Late last year, the BBC’s Mike Thomson received a desperate call from a bomb shelter in the Syrian city of Aleppo. It came from head teacher and mother of three Oum Mudar, who pleaded for help getting her terrified family out of the rebel-held part of the city. When Thomson was unable to make contact again, he feared the worst – but, as he explains here, months later a text message arrived that revealed Oum’s fate.
“The worse thing is the night, it’s so long,” Oum tells me, speaking after an especially heavy air attack last October.
“All the time there are rockets, helicopters, bombs. I’m so afraid for my children. I can’t sleep until 5am. Before then, I just pray.”

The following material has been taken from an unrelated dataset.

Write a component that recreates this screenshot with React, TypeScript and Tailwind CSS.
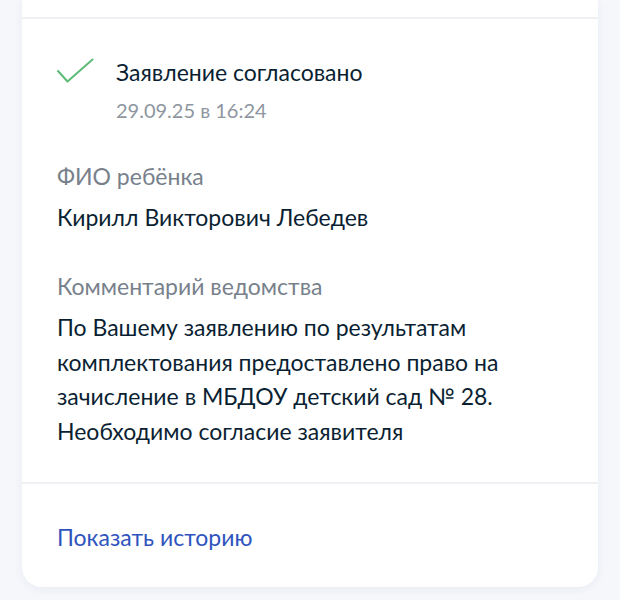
import { Fragment } from "react";

const font = { fontFamily: "Lato, 'Noto Sans', sans-serif" };

function CheckIcon() {
  return (
    <svg width="37" height="26" viewBox="0 0 37 26" fill="none" className="shrink-0">
      <path d="M1 13 L10.5 23.5 L35.5 1.5" stroke="#5dbb78" strokeWidth="2" strokeLinecap="round" strokeLinejoin="round" />
    </svg>
  );
}

const comment = [
  "По Вашему заявлению по результатам",
  "комплектования предоставлено право на",
  "зачисление в МБДОУ детский сад № 28.",
  "Необходимо согласие заявителя",
];

export default function App() {
  return (
    <div className="min-h-[600px] w-[620px] bg-[#f5f7fb] px-[22px] pb-[13px]" style={font}>
      <div className="bg-white rounded-b-[20px] shadow-[0_2px_10px_rgba(30,50,90,0.06)]">
        {/* top section (cut off) */}
        <div className="h-[19px] border-b-2 border-[#eef0f3]" />

        {/* Content */}
        <div className="px-[35px] pt-[36px] pb-[33px]">
          <div className="flex gap-[22px]">
            <div className="pt-[3px]">
              <CheckIcon />
            </div>
            <div>
              <div className="text-[23px] leading-[34px] text-[#0b1f33]">Заявление согласовано</div>
              <div className="text-[20px] leading-[28px] mt-[7px] text-[#8e969f]">29.09.25 в 16:24</div>
            </div>
          </div>

          <div className="mt-[37px] text-[23px] leading-[30px] text-[#78818b]">ФИО ребёнка</div>
          <div className="mt-[9px] text-[23px] leading-[34px] text-[#0b1f33]">Кирилл Викторович Лебедев</div>

          <div className="mt-[37px] text-[23px] leading-[30px] text-[#78818b]">Комментарий ведомства</div>
          <div className="mt-[9px] text-[23px] leading-[34.7px] text-[#0b1f33]">
            {comment.map((line, i) => (
              <Fragment key={i}>
                {line}
                {i < comment.length - 1 && <br />}
              </Fragment>
            ))}
          </div>
        </div>

        <div className="border-t-2 border-[#eef0f3] px-[35px] pt-[36px] pb-[33px]">
          <div className="text-[23px] leading-[34px] text-[#2f54bd]">Показать историю</div>
        </div>
      </div>
    </div>
  );
}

The oldest of her three children, 12-year-old Wissam, then reveals his own technique for getting through the night.
“I sometimes manage to sleep when there is bombing at night by putting my fingers in my ears. When that doesn’t work I place a pillow over my head,” he tells me.
But soon, as pro-government forces close in and the bombing raids get heavier, neither pillows over heads nor fingers in ears are a passport to sleep any more. What remains of rebel-held territory in East Aleppo is being pounded with unparalleled ferocity.

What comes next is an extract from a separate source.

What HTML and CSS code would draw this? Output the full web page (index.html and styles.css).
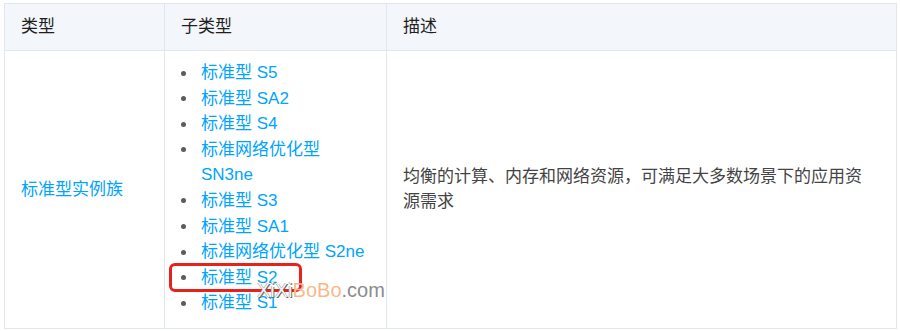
FILE: index.html
```html
<!DOCTYPE html>
<html lang="zh-CN">
<head>
<meta charset="utf-8">
<title>实例族</title>
<link rel="stylesheet" href="styles.css">
</head>
<body>
<div class="wrap">
  <table class="spec">
    <colgroup>
      <col class="c1">
      <col class="c2">
      <col class="c3">
    </colgroup>
    <thead>
      <tr>
        <th>类型</th>
        <th>子类型</th>
        <th>描述</th>
      </tr>
    </thead>
    <tbody>
      <tr>
        <td class="mid"><a class="link" href="#">标准型实例族</a></td>
        <td class="list-cell">
          <ul class="sub">
            <li><a class="link" href="#">标准型 S5</a></li>
            <li><a class="link" href="#">标准型 SA2</a></li>
            <li><a class="link" href="#">标准型 S4</a></li>
            <li><a class="link" href="#">标准网络优化型 SN3ne</a></li>
            <li><a class="link" href="#">标准型 S3</a></li>
            <li><a class="link" href="#">标准型 SA1</a></li>
            <li><a class="link" href="#">标准网络优化型 S2ne</a></li>
            <li class="marked"><a class="link" href="#">标准型 S2</a><span class="redbox"></span></li>
            <li><a class="link" href="#">标准型 S1</a></li>
          </ul>
        </td>
        <td class="mid desc">均衡的计算、内存和网络资源，可满足大多数场景下的应用资源需求</td>
      </tr>
    </tbody>
  </table>
  <div class="watermark"><span class="wm-a">XiXi</span><span class="wm-b">BoBo</span><span class="wm-c">.com</span></div>
</div>
</body>
</html>
```

FILE: styles.css
```css
html, body {
  margin: 0;
  padding: 0;
  background: #ffffff;
}

body {
  font-family: "Liberation Sans", "Noto Sans CJK SC", sans-serif;
  font-size: 17px;
  color: #333333;
}

.wrap {
  position: relative;
  padding: 3px 3px 0 4px;
}

.spec {
  width: 893px;
  table-layout: fixed;
  border-collapse: separate;
  border-spacing: 0;
  border-top: 1px solid #e1e7ef;
  border-left: 1px solid #e1e7ef;
}

.c1 { width: 160px; }
.c2 { width: 222px; }
.c3 { width: 510px; }

.spec th,
.spec td {
  border-right: 1px solid #e1e7ef;
  border-bottom: 1px solid #e1e7ef;
  text-align: left;
  padding: 11px 16px;
  line-height: 24px;
}

.spec th {
  background: #f3f6fa;
  font-weight: normal;
  color: #1f1f1f;
}

.spec td {
  vertical-align: middle;
  line-height: 25.6px;
}

.spec td.list-cell {
  padding: 9px 16px 12px 16px;
}

.spec td.desc {
  padding-right: 24px;
  color: #444444;
}

.link {
  color: #00a4ff;
  text-decoration: none;
}

.sub {
  list-style: none;
  margin: 0;
  padding: 0;
}

.sub li {
  display: flex;
  align-items: flex-start;
}

.sub li::before {
  content: "";
  flex: 0 0 5px;
  height: 5px;
  border-radius: 50%;
  background: #5c5c5c;
  margin: 10.5px 15px 0 0;
}

.marked {
  position: relative;
}

.redbox {
  position: absolute;
  left: -12px;
  top: -1.5px;
  width: 127px;
  height: 23px;
  border: 3px solid #e8221b;
  border-radius: 6px;
}

.watermark {
  position: absolute;
  left: 257px;
  top: 278px;
  font-family: "Liberation Sans", sans-serif;
  font-size: 20px;
  line-height: 24px;
  white-space: nowrap;
}

.wm-a {
  color: #f4f4f4;
  text-shadow: 1px 1px 0 #6a6a6a, -0.5px -0.5px 0 #8a8a8a;
}

.wm-b {
  color: #f7b98b;
}

.wm-c {
  color: #8c8c8c;
}
```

Just before 8pm on Tuesday 18 December, my mobile phone pings. It is a voicemail message from Oum.
“Please, please help us get out of Aleppo by safe corridor,” she pleads.
“Me and my family and my neighbour… we are terrified… please help us.”
Oum is a dedicated supporter of the anti-Assad revolution who has sworn to never leave Aleppo, so I know things must now be really bad.
I call Oum’s number, hoping she will be able to hear her phone amid the ear-shattering explosions. There is no response. I try again and again.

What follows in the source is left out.